If the things I mentioned are off base it would behoove Martha to think creatively about what she can bring to the table.
Sent from my iPhone using Tapatalk

If Martha and Donna re close friends, she’ll want to do this. But if they were close friends, they would never have made the deal in the first place, because Donna would have helped her for free without asking for anything. (In which case the offer of a prom date would surely have come from Martha.)

I think there’s an unbreakable loop here.

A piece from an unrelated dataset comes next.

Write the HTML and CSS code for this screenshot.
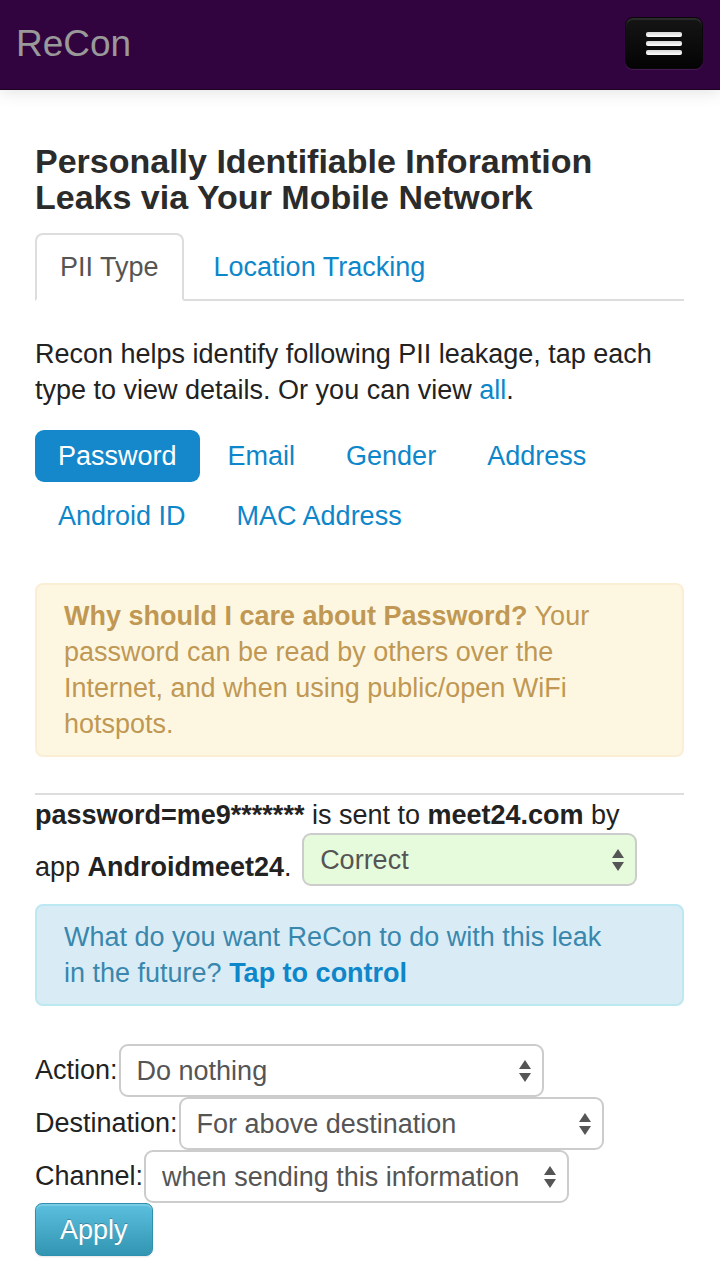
FILE: index.html
```html
<!DOCTYPE html>
<html lang="en">
<head>
<meta charset="utf-8">
<meta name="viewport" content="width=device-width, initial-scale=1">
<title>ReCon</title>
<link rel="stylesheet" href="styles.css">
</head>
<body>
<header class="navbar">
  <a class="brand" href="#">ReCon</a>
  <button class="menu-button" type="button" aria-label="Toggle navigation">
    <span class="bar"></span>
    <span class="bar"></span>
    <span class="bar"></span>
  </button>
</header>
<main class="content">
  <h1 class="title">Personally Identifiable Inforamtion Leaks via Your Mobile Network</h1>
  <nav class="tabs">
    <a class="tab tab-active" href="#pii">PII Type</a>
    <a class="tab" href="#location">Location Tracking</a>
  </nav>
  <p class="intro">Recon helps identify following PII leakage, tap each type to view details. Or you can view <a class="link" href="#all">all</a>.</p>
  <nav class="pills">
    <a class="pill pill-active" href="#password">Password</a>
    <a class="pill" href="#email">Email</a>
    <a class="pill" href="#gender">Gender</a>
    <a class="pill" href="#address">Address</a>
    <a class="pill" href="#android">Android ID</a>
    <a class="pill" href="#mac">MAC Address</a>
  </nav>
  <p class="alert alert-warning"><strong>Why should I care about Password?</strong> Your password can be read by others over the Internet, and when using public/open WiFi hotspots.</p>
  <section class="leak">
    <p class="leak-text"><strong>password=me9*******</strong> is sent to <strong>meet24.com</strong> by app <strong>Androidmeet24</strong>.
      <span class="picker picker-feedback">
        <select class="select select-correct" aria-label="Is this leak correct?"><option>Correct</option><option>Incorrect</option></select>
        <svg class="arrows" viewBox="0 0 12 22" aria-hidden="true"><path d="M6 0l6 9H0zM6 22l6-9H0z"/></svg>
      </span>
    </p>
    <p class="alert alert-info">What do you want ReCon to do with this leak in the future? <a class="link link-strong" href="#control">Tap to control</a></p>
  </section>
  <form class="controls">
    <div class="field">
      <label class="label" for="action">Action:</label>
      <span class="picker">
        <select class="select" id="action"><option>Do nothing</option></select>
        <svg class="arrows" viewBox="0 0 12 22" aria-hidden="true"><path d="M6 0l6 9H0zM6 22l6-9H0z"/></svg>
      </span>
    </div>
    <div class="field">
      <label class="label" for="destination">Destination:</label>
      <span class="picker">
        <select class="select" id="destination"><option>For above destination</option></select>
        <svg class="arrows" viewBox="0 0 12 22" aria-hidden="true"><path d="M6 0l6 9H0zM6 22l6-9H0z"/></svg>
      </span>
    </div>
    <div class="field">
      <label class="label" for="channel">Channel:</label>
      <span class="picker">
        <select class="select" id="channel"><option>when sending this information</option></select>
        <svg class="arrows" viewBox="0 0 12 22" aria-hidden="true"><path d="M6 0l6 9H0zM6 22l6-9H0z"/></svg>
      </span>
    </div>
    <button class="apply" type="button">Apply</button>
  </form>
</main>
</body>
</html>
```
FILE: styles.css
```css
* {
  box-sizing: border-box;
}

body {
  margin: 0;
  background: #fff;
  color: #222;
  font: 27px/36px "Liberation Sans", Arial, sans-serif;
}

a {
  text-decoration: none;
}

p {
  margin: 0;
}

.navbar {
  display: flex;
  align-items: center;
  justify-content: space-between;
  height: 90px;
  padding: 0 17px 4px 16px;
  background: #32043f;
  border-bottom: 1px solid #1b0322;
  box-shadow: 0 2px 16px rgba(0, 0, 0, 0.12);
}

.brand {
  padding-top: 2px;
  color: #999;
  font-size: 37px;
  line-height: 40px;
}

.menu-button {
  display: flex;
  flex-direction: column;
  align-items: center;
  justify-content: center;
  gap: 4px;
  width: 78px;
  height: 52px;
  padding: 2px 0 0;
  border: 1px solid #080808;
  border-radius: 8px;
  background: linear-gradient(#151515, #040404);
  box-shadow: inset 0 2px 1px rgba(255, 255, 255, 0.1), 0 1px 1px rgba(255, 255, 255, 0.1);
}

.bar {
  width: 36px;
  height: 5px;
  border-radius: 2px;
  background: linear-gradient(#d8d8d8, #fff);
}

.content {
  padding: 53px 36px 22px 35px;
}

.title {
  margin: 0 0 18px;
  color: #2b2b2b;
  font-size: 34px;
  line-height: 36px;
}

.tabs {
  display: flex;
  gap: 5px;
  margin-bottom: 35px;
  border-bottom: 2px solid #ddd;
}

.tab {
  padding: 14px 23px;
  margin-bottom: -2px;
  border: 2px solid transparent;
  border-radius: 8px 8px 0 0;
  color: #0d86ca;
}

.tab-active {
  border-color: #ddd;
  border-bottom-color: #fff;
  color: #555;
}

.intro {
  margin-bottom: 22px;
}

.link {
  color: #0d86ca;
}

.link-strong {
  font-weight: bold;
}

.pills {
  display: flex;
  flex-wrap: wrap;
  gap: 8px 5px;
  margin-bottom: 41px;
}

.pill {
  padding: 8px 23px;
  border-radius: 9px;
  color: #0d86ca;
}

.pill-active {
  background: #1488ca;
  color: #fff;
}

.alert {
  padding: 13px 64px 13px 27px;
  border: 2px solid;
  border-radius: 8px;
}

.alert-warning {
  margin-bottom: 36px;
  background: #fdf7e2;
  border-color: #fbeed5;
  color: #c09853;
}

.alert-info {
  background: #d9ecf6;
  border-color: #bce8f1;
  color: #3a87ad;
}

.leak {
  margin-bottom: 38px;
  border-top: 2px solid #ddd;
}

.leak-text {
  padding: 2px 8px 0 0;
}

.picker {
  display: inline-block;
  position: relative;
  width: 425px;
  max-width: 100%;
}

.picker-feedback {
  width: 335px;
  margin: 0 0 18px 3px;
  vertical-align: middle;
}

.leak-text {
  padding-right: 20px;
}

.select {
  display: block;
  width: 100%;
  height: 53px;
  padding: 0 40px 0 16px;
  border: 2px solid #ccc;
  border-radius: 9px;
  appearance: none;
  background: #fff;
  color: #555;
  font: inherit;
}

.select-correct {
  background: #e6fbdc;
}

.arrows {
  position: absolute;
  top: 16px;
  right: 13px;
  width: 12px;
  height: 22px;
  fill: #555;
  pointer-events: none;
}

.controls {
  display: flex;
  flex-direction: column;
  align-items: flex-start;
}

.field {
  display: flex;
  align-items: center;
  gap: 1px;
  max-width: 100%;
}

.label {
  flex: none;
  padding-bottom: 2px;
}

.apply {
  height: 53px;
  padding: 0 24px;
  border: 1px solid #2f8fae;
  border-radius: 7px;
  background: linear-gradient(#5bc0de, #3295b2);
  box-shadow: inset 0 2px 1px rgba(255, 255, 255, 0.2), 0 1px 2px rgba(0, 0, 0, 0.1);
  color: #fff;
  font: inherit;
  text-shadow: 0 -1px 0 rgba(0, 0, 0, 0.25);
}
```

I turored a lot in college (and for years afterward). Sometimes for free, sometmes for money. Freshman year I had an allegedly hot friend “Bridget” I helped for bubkis. (I say allegedy because she didn’t do it for me for some reason but I could see why others wanted to boff her.) People sometimes assumed that we were going out, which I initiaally fnd vexsome until she quiite intelligently pointed out that other girls thinking that I was her boyfriend or her very friendly ex could only be good for my dating prospects.

I’m not sure how that would work with girls, though.

The OP states that Donna does not agree to it. Without another agreement, Martha has to keep her word. Neither person considered the deal unethical when it was made, so that is irrelevant. You don’t get to conveniently decide something is unethical to get out of things.

Ethics do in fact create obligations. Heck, that’s all they do.

I’m not sure what you mean by good versus bad here – whether it’s pleasant versus unpleasant, advantageous versus disantageous, or moral versus immoral. But I’d say that ethics is all about creating obligations to do things we might not enjoy. Nobody needs prodding to do things they enjoy doing. I need no ethical reason to watch my wife undress, or not to watch Rush Limbaugh undress; I do need an ethica reasonnot to peep on Swin Cash.

Okay, so I will. Let’s say it went like this:

Does this change your judgment on the ethics of the situation, TriPolar?

Truly the only honorable thing for Martha to do is honor the agreement to the letter. Then have a three way with Rose and Donna.

They’re kids, one of them isn’t hot, lesbian porn is boring, and they’re kids.